Perhaps even more remarkable is how the shuttles get to the launch site. A contraption called a crawler is sent under the platform that the shuttle sits on. It then trundles at painstakingly slow speeds along a rocky track that’s as large as an eight lane highway. It can take hours to go just a couple of miles.
The nearest you’re allowed to get at launch time is about a mile away – the L39 Observation Gantry. Inside, there’s an awful lot of info on the recently-retired space shuttles and you start to realise that there’s a lot more to firing one into space than sticking a few astronauts on top of a rocket.

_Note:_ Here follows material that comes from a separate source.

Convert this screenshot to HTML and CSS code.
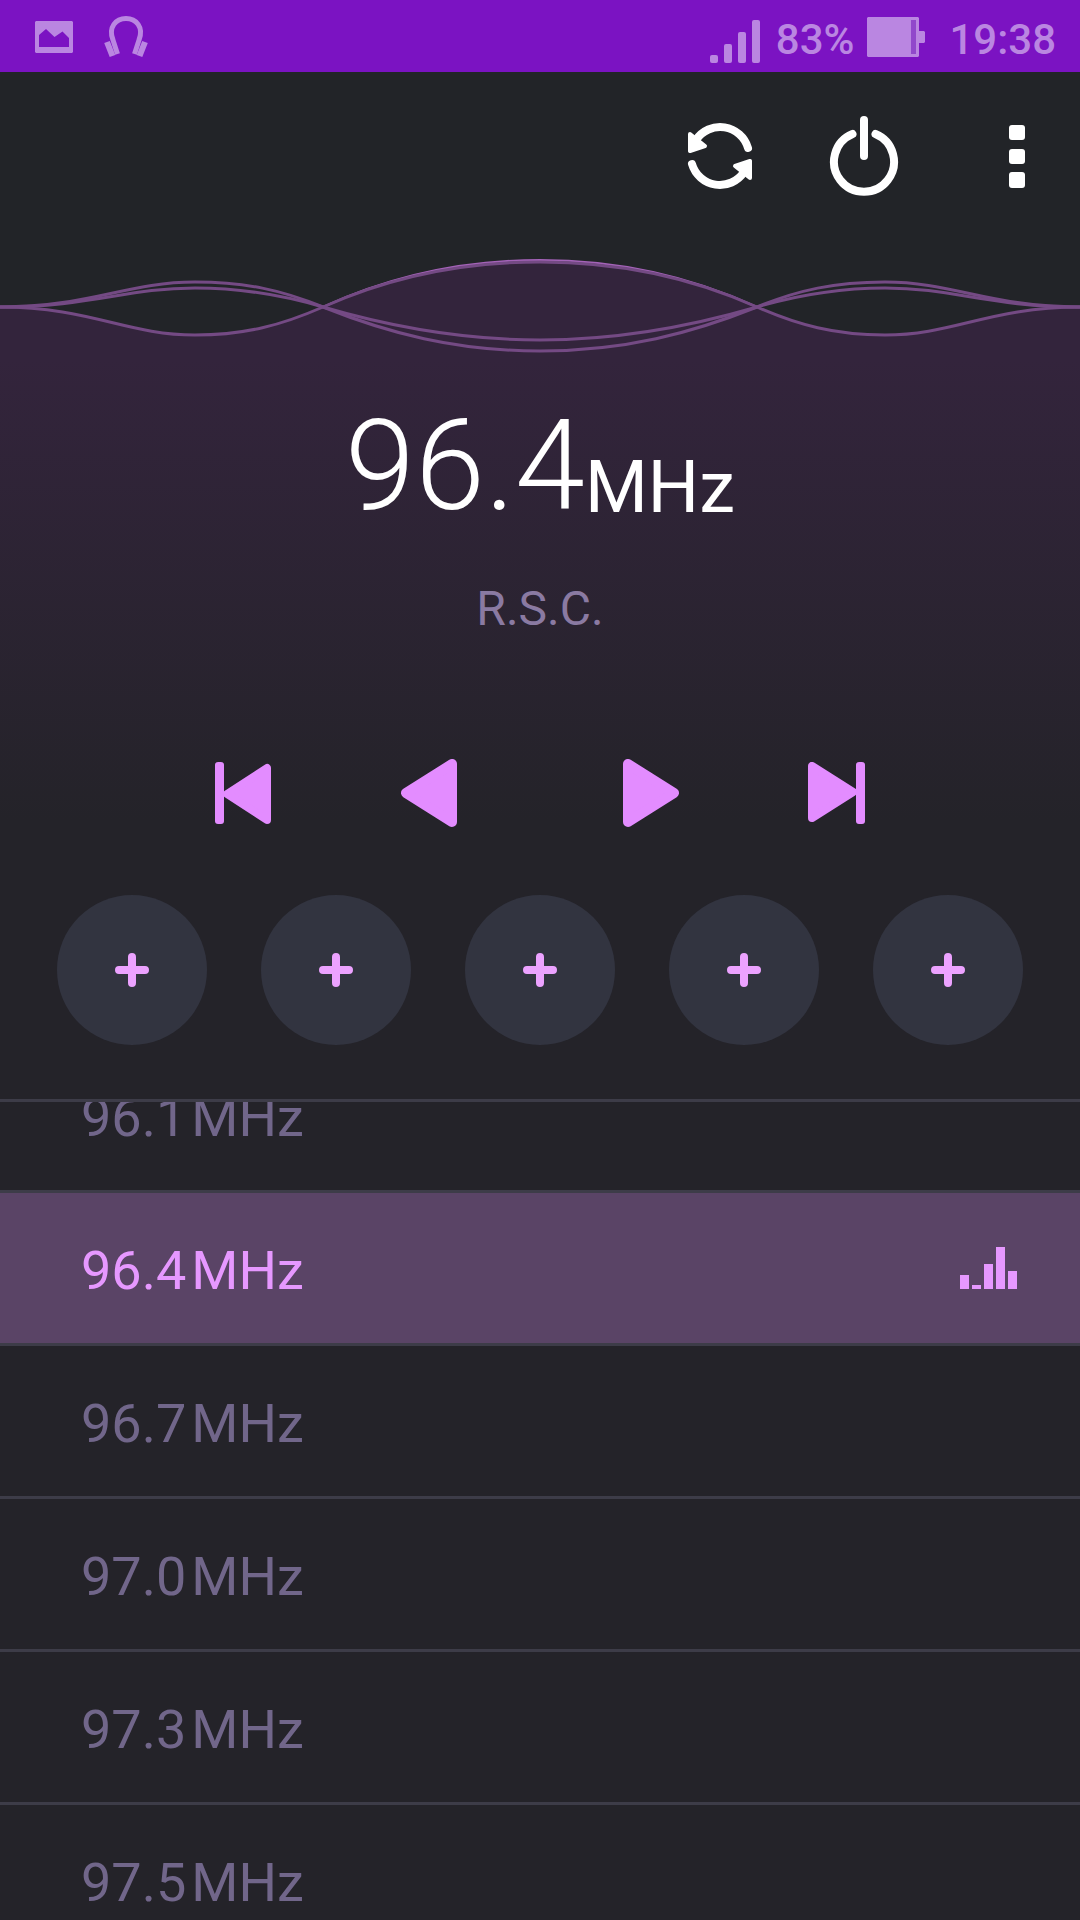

After every mission returned, thousands of people would spend four to six months checking every little thing before the shuttle was allowed to take off again.
For all the shuttle stuff – the launch simulator is high-tech and fun but somewhat overplayed and taking the controls for landing on another simulator is surprisingly tense – the big wow has been retired for longer. The Saturn V rocket is the most complicated, powerful machine ever developed. It involves two million separate systems, and had to pack enough punch to send man to the moon. And when you walk into the great hall – room is not an adequate word – where it is housed, there’s a genuine sensation of being utterly humbled. Lying on its side, it is longer than an American football pitch, and even the tallest men look like midgets beside it.
There are two excellent video presentations too. One is held in the control room which handled the launch of Apollo 8, the other is a more tricksy effort at telling the Apollo 11 story. The countdown to launch in the former is surprisingly tense – you feel like you’re there – and the latter ends up imparting a wealth of information you’d probably not know beforehand.
For one, I didn’t know that there were so many problems involved in the moon landing. Contact with Houston was regularly cutting out, and a serious navigation error steered the Eagle lunar module towards a rocky landing that would see it unable to ever take off again. Had Neil Armstrong not taken manual control and steered the Eagle towards a safer spot, he and Buzz Aldrin would have walked on the moon and then stayed there until their oxygen ran out.
They did, of course, make it back. But the Kennedy Space Center is where they set out from – and the sheer wealth of information and toys to play with across the complex’s numerous sites makes it one of the world’s greatest attractions. You may take your one small step for man expecting to spend an hour or two there – but you’ll almost certainly end up spending a day. Space’s first frontier is like nowhere else on earth.